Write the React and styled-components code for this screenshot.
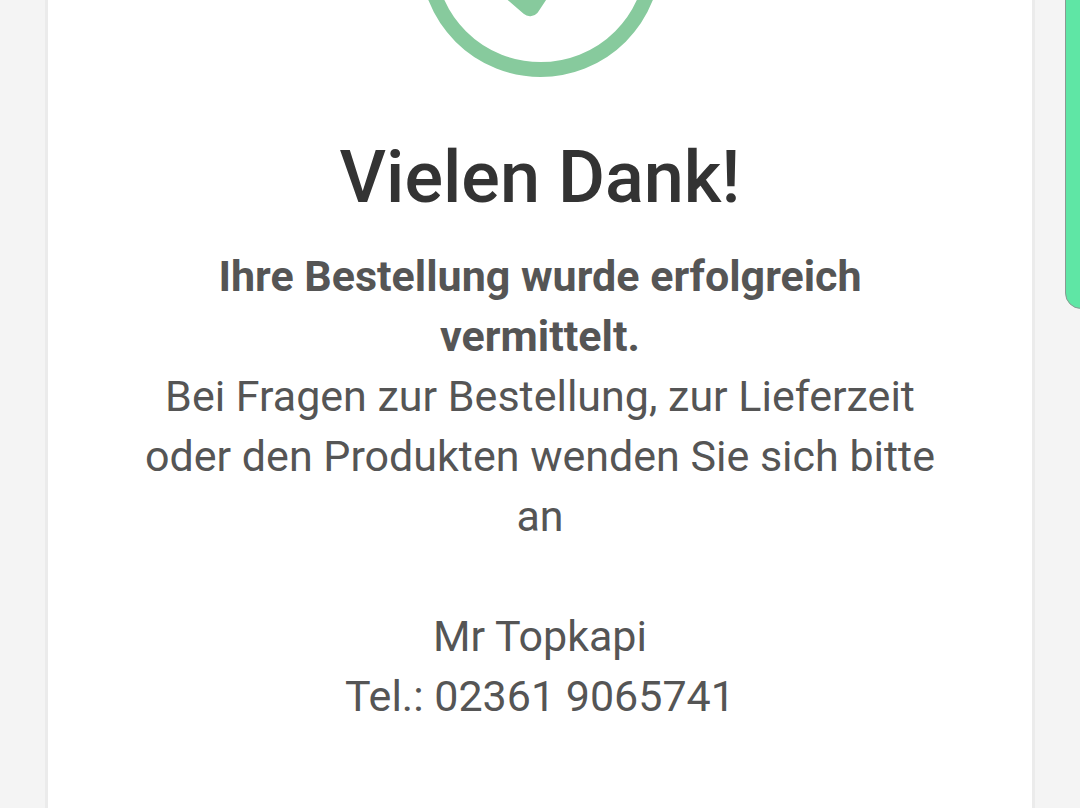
import React from 'react'
import styled, { createGlobalStyle } from 'styled-components';

const GlobalStyle = createGlobalStyle`
    * {
        box-sizing: border-box;
    }

    body {
        margin: 0;
        background: #f4f4f4;
        font-family: Roboto, "Liberation Sans", sans-serif;
        color: #555555;
    }
`

const Page = styled.main`
    min-height: 100vh;
    padding: 0 45px;
    display: flex;
`

const Card = styled.section`
    flex: 1;
    display: flex;
    flex-direction: column;
    align-items: center;
    padding: 0 80px 64px;
    background: #ffffff;
    border: solid #ebebeb;
    border-width: 0 3px;
    text-align: center;
`

const CheckIcon = styled.svg`
    display: block;
    width: 242px;
    height: 78px;
`

const Title = styled.h1`
    margin: 58px 0 26px;
    font-size: 72px;
    line-height: 84px;
    font-weight: 500;
    color: #333333;
`

const Message = styled.p`
    margin: 0;
    font-size: 43px;
    line-height: 60px;
`

const Contact = styled.address`
    margin-top: 60px;
    font-size: 43px;
    line-height: 60px;
    font-style: normal;
`

// green tab on the right edge of the screen
const EdgeTab = styled.aside`
    position: fixed;
    top: -20px;
    right: -20px;
    width: 35px;
    height: 329px;
    background: #5fe6a5;
    border: 1px solid #8a9a92;
    border-radius: 16px;
`

export default function App() {
    return (
        <>
            <GlobalStyle />
            <Page>
                <Card>
                    <CheckIcon viewBox="0 164 242 78" aria-hidden="true">
                        <circle cx="121.6" cy="120.5" r="113" fill="none" stroke="#87ca9d" strokeWidth="14.8" />
                        <path d="M61 127L111 170.5L166 88" fill="none" stroke="#87ca9d" strokeWidth="19.5" strokeLinecap="round" strokeLinejoin="round" />
                    </CheckIcon>
                    <Title>Vielen Dank!</Title>
                    <Message>
                        <strong>Ihre Bestellung wurde erfolgreich vermittelt.</strong>
                        <br />
                        Bei Fragen zur Bestellung, zur Lieferzeit oder den Produkten wenden Sie sich bitte an
                    </Message>
                    <Contact>
                        Mr Topkapi
                        <br />
                        Tel.: 02361 9065741
                    </Contact>
                </Card>
            </Page>
            <EdgeTab />
        </>
    )
}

What is expected: Every line of the data should be copied as it stands, without the images.

Written response:
Write the React and styled-components code for this screenshot.
import React from 'react'
import styled, { createGlobalStyle } from 'styled-components';

const GlobalStyle = createGlobalStyle`
    * {
        box-sizing: border-box;
    }

    body {
        margin: 0;
        background: #f4f4f4;
        font-family: Roboto, "Liberation Sans", sans-serif;
        color: #555555;
    }
`

const Page = styled.main`
    min-height: 100vh;
    padding: 0 45px;
    display: flex;
`

const Card = styled.section`
    flex: 1;
    display: flex;
    flex-direction: column;
    align-items: center;
    padding: 0 80px 64px;
    background: #ffffff;
    border: solid #ebebeb;
    border-width: 0 3px;
    text-align: center;
`

const CheckIcon = styled.svg`
    display: block;
    width: 242px;
    height: 78px;
`

const Title = styled.h1`
    margin: 58px 0 26px;
    font-size: 72px;
    line-height: 84px;
    font-weight: 500;
    color: #333333;
`

const Message = styled.p`
    margin: 0;
    font-size: 43px;
    line-height: 60px;
`

const Contact = styled.address`
    margin-top: 60px;
    font-size: 43px;
    line-height: 60px;
    font-style: normal;
`

// green tab on the right edge of the screen
const EdgeTab = styled.aside`
    position: fixed;
    top: -20px;
    right: -20px;
    width: 35px;
    height: 329px;
    background: #5fe6a5;
    border: 1px solid #8a9a92;
    border-radius: 16px;
`

export default function App() {
    return (
        <>
            <GlobalStyle />
            <Page>
                <Card>
                    <CheckIcon viewBox="0 164 242 78" aria-hidden="true">
                        <circle cx="121.6" cy="120.5" r="113" fill="none" stroke="#87ca9d" strokeWidth="14.8" />
                        <path d="M61 127L111 170.5L166 88" fill="none" stroke="#87ca9d" strokeWidth="19.5" strokeLinecap="round" strokeLinejoin="round" />
                    </CheckIcon>
                    <Title>Vielen Dank!</Title>
                    <Message>
                        <strong>Ihre Bestellung wurde erfolgreich vermittelt.</strong>
                        <br />
                        Bei Fragen zur Bestellung, zur Lieferzeit oder den Produkten wenden Sie sich bitte an
                    </Message>
                    <Contact>
                        Mr Topkapi
                        <br />
                        Tel.: 02361 9065741
                    </Contact>
                </Card>
            </Page>
            <EdgeTab />
        </>
    )
}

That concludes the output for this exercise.